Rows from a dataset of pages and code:
###
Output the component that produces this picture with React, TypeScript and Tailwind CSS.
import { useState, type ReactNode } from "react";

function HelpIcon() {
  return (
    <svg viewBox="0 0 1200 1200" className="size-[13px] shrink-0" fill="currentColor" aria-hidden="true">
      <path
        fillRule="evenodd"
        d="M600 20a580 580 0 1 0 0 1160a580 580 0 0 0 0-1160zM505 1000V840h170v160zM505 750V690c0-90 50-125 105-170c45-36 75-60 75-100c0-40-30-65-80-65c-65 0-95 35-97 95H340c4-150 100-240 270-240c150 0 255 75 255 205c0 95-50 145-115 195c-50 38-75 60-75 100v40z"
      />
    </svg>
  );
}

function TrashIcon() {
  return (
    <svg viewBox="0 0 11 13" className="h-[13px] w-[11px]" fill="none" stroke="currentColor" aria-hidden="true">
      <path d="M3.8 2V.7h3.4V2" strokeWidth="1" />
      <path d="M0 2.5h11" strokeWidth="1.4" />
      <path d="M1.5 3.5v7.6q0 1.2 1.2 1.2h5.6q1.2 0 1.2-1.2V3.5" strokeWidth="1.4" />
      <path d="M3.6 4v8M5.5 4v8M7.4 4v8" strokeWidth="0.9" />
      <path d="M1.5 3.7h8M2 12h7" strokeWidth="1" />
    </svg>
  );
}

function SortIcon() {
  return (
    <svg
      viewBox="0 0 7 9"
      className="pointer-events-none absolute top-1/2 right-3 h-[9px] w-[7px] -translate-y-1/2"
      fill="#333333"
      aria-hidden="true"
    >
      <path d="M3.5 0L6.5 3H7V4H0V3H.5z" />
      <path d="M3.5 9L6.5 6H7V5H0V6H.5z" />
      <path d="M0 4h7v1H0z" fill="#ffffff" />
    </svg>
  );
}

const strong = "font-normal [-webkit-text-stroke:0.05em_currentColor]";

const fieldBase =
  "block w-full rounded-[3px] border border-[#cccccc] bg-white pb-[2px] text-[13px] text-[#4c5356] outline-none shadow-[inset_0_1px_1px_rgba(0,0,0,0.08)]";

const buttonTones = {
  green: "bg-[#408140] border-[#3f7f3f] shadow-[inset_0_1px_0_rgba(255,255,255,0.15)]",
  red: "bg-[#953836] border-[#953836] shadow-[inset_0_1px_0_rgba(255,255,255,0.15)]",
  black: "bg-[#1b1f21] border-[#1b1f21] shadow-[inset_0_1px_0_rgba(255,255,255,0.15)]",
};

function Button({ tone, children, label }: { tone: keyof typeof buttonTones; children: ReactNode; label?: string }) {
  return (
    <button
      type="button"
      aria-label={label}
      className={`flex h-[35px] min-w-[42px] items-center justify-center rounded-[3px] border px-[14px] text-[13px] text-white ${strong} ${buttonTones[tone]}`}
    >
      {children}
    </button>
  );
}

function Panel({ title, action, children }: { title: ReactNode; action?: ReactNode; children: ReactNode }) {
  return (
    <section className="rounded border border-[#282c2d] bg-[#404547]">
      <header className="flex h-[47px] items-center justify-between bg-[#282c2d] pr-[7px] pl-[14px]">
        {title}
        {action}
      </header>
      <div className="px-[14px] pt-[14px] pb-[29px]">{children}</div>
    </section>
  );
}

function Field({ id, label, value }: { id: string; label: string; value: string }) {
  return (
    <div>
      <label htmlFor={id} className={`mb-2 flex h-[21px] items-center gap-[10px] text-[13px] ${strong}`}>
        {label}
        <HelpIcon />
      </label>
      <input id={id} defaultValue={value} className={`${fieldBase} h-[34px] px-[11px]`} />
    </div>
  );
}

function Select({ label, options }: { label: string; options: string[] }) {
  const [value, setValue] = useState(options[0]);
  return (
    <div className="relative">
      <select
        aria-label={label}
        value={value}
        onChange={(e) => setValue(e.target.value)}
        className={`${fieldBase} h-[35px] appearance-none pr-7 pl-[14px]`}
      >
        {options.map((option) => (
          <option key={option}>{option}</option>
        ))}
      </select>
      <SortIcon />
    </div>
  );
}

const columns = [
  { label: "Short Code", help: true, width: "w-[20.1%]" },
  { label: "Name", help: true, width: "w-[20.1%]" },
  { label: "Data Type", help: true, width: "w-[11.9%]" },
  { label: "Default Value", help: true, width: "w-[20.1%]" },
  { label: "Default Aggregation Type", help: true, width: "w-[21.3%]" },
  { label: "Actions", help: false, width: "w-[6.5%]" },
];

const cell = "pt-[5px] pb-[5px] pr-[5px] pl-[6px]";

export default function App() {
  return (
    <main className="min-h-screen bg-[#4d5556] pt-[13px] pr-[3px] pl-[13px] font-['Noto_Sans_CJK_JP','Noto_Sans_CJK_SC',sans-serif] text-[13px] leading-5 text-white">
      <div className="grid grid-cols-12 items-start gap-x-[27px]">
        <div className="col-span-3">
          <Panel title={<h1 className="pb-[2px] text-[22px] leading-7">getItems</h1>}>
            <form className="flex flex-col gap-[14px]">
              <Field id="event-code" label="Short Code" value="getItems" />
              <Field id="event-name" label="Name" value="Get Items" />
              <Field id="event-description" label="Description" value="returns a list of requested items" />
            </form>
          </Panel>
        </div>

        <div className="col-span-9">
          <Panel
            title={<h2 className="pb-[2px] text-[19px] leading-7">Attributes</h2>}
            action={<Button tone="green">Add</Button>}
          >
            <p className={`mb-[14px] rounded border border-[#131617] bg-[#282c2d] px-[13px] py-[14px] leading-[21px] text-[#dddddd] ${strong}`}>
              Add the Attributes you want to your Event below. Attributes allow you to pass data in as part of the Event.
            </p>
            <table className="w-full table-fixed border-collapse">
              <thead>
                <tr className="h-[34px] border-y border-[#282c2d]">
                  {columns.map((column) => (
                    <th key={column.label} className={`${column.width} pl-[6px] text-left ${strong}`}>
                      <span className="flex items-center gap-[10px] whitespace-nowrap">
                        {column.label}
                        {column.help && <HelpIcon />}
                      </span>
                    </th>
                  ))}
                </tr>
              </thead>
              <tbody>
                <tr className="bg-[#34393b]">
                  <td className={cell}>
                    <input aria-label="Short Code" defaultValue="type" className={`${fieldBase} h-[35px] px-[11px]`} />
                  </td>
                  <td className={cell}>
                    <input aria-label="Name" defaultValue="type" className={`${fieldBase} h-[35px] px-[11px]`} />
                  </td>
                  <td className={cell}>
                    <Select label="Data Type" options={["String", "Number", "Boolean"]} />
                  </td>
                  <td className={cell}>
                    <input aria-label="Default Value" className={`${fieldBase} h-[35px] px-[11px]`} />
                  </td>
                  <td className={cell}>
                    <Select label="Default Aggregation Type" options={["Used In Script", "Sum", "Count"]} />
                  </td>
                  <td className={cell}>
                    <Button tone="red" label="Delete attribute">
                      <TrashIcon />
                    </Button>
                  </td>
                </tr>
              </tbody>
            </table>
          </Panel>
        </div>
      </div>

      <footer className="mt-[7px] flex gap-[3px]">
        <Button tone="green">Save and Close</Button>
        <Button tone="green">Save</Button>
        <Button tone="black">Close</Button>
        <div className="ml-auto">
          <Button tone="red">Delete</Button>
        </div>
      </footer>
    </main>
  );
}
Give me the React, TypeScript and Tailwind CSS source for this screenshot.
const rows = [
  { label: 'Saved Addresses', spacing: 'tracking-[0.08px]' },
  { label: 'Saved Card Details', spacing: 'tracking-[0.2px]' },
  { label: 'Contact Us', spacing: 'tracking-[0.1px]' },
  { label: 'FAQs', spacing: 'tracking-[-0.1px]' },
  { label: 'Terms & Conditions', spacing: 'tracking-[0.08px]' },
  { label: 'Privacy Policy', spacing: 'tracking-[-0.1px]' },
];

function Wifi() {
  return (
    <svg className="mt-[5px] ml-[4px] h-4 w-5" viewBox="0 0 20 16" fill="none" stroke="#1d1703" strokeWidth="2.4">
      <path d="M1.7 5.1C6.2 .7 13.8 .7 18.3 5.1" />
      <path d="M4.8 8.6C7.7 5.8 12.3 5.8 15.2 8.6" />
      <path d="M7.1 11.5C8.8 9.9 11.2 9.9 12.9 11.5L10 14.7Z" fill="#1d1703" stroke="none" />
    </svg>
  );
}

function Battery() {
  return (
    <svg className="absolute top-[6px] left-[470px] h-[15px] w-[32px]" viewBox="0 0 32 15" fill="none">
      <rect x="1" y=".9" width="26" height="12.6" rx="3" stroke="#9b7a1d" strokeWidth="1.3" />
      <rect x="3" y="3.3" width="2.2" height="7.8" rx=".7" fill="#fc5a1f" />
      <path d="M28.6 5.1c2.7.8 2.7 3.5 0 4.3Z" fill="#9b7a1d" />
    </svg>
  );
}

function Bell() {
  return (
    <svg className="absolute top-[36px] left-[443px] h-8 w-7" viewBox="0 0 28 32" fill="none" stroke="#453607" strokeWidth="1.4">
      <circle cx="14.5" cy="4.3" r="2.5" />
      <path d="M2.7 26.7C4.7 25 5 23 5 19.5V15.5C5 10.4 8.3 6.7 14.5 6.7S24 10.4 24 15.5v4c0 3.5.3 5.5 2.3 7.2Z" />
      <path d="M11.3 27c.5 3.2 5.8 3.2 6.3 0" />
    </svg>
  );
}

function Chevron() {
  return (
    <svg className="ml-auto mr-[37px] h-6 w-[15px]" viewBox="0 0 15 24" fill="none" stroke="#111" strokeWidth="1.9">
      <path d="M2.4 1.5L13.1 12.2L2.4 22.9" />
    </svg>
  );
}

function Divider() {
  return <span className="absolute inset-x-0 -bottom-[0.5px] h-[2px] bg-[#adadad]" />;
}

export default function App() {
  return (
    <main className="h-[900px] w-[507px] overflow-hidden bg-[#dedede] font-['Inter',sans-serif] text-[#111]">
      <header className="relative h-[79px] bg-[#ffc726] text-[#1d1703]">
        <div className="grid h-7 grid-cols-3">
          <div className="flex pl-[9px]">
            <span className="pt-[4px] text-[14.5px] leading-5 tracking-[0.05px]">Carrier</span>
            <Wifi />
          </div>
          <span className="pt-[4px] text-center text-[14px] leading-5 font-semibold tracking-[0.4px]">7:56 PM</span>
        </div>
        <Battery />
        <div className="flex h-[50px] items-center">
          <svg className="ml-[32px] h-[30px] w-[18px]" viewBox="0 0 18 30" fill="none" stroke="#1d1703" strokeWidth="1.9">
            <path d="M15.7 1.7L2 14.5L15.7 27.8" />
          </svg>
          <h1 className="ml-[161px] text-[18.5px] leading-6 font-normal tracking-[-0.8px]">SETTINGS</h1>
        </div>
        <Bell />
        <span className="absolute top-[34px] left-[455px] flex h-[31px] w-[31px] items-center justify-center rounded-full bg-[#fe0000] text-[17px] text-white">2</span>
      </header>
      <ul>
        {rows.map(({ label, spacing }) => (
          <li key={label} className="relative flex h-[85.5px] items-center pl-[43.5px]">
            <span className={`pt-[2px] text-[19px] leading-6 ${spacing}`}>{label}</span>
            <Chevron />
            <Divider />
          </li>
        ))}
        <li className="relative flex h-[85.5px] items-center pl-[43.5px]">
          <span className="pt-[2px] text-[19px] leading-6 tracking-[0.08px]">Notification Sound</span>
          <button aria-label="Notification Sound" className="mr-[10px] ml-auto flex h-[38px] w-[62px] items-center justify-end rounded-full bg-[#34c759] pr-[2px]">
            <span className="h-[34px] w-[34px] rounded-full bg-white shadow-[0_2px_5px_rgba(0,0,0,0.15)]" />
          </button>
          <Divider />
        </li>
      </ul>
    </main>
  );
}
###
PROBLEM DESCRIPTION - Select and copy each line from the data that includes the word "Tailwind".

FULL OUTPUT -
Output the component that produces this picture with React, TypeScript and Tailwind CSS.
Give me the React, TypeScript and Tailwind CSS source for this screenshot.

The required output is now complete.